Throughout the core set the designers didn’t really play with the encounter deck very much, with the horrors inside being the sort of thing you might expect from dabbling in strange cults and things that go bump in the night. With Dunwich they have really rolled out the red carpet and shown how clever they can be.
When I first started playing this scenario we got hit by a couple of cards that ‘milled’, or discarded, cards from our player decks. Not so bad I thought. When we turned over the first Agenda we found we took some horror depending on the number of cards we had discarded, but we could take it!
However, as the scenario progressed we saw the ‘Beyond the Veil‘ card and suddenly it dawned on us just how devastating this could get.
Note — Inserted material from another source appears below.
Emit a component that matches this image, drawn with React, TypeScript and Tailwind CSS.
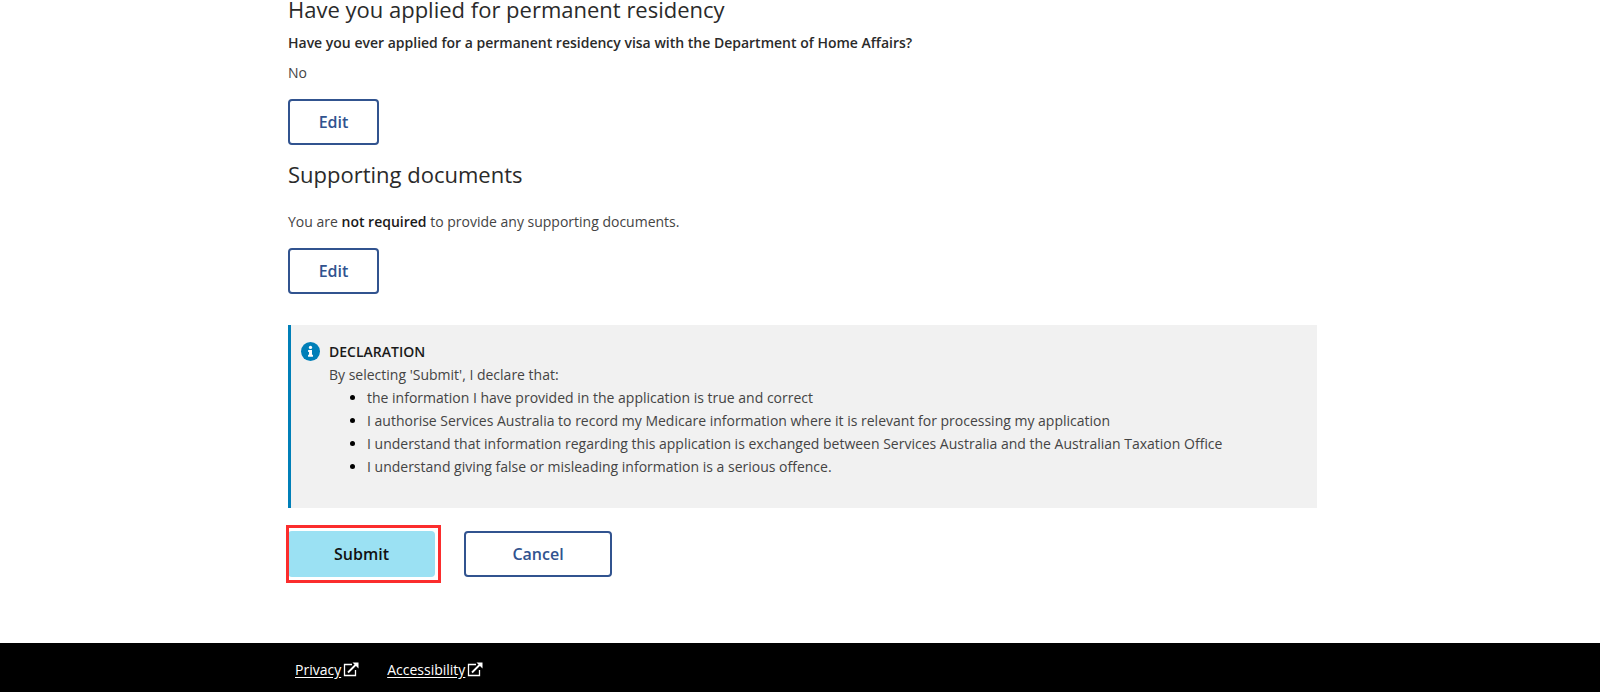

Sure there were some monsters to deal with but the real harm came from losing all our useful cards and having the threat of exploding when we ran out of cards. Most characters will not be in a situation to be able to suck up 10 damage at once, so this puts a real feeling of a timer on the game, on top of the already ticking Doom counter. Nicely done gents.
On top of the new encounter sets used in this scenario I was heartened to see them reusing the core sets as well, showing a willingness to mix and match different sets to create a unique encounter. I look forward to them really playing with this as the game expands, thought it might mean an individual scenario becomes a little hard to setup as you have to search through for the various sets that make it up.
There we have it, my first behind the scenes look at the scenarios of Arkham Horror. I remain incredibly impressed by the design team on this one, they are showing a real elegance in their choices that I don’t often see from FFG. Long may it continue.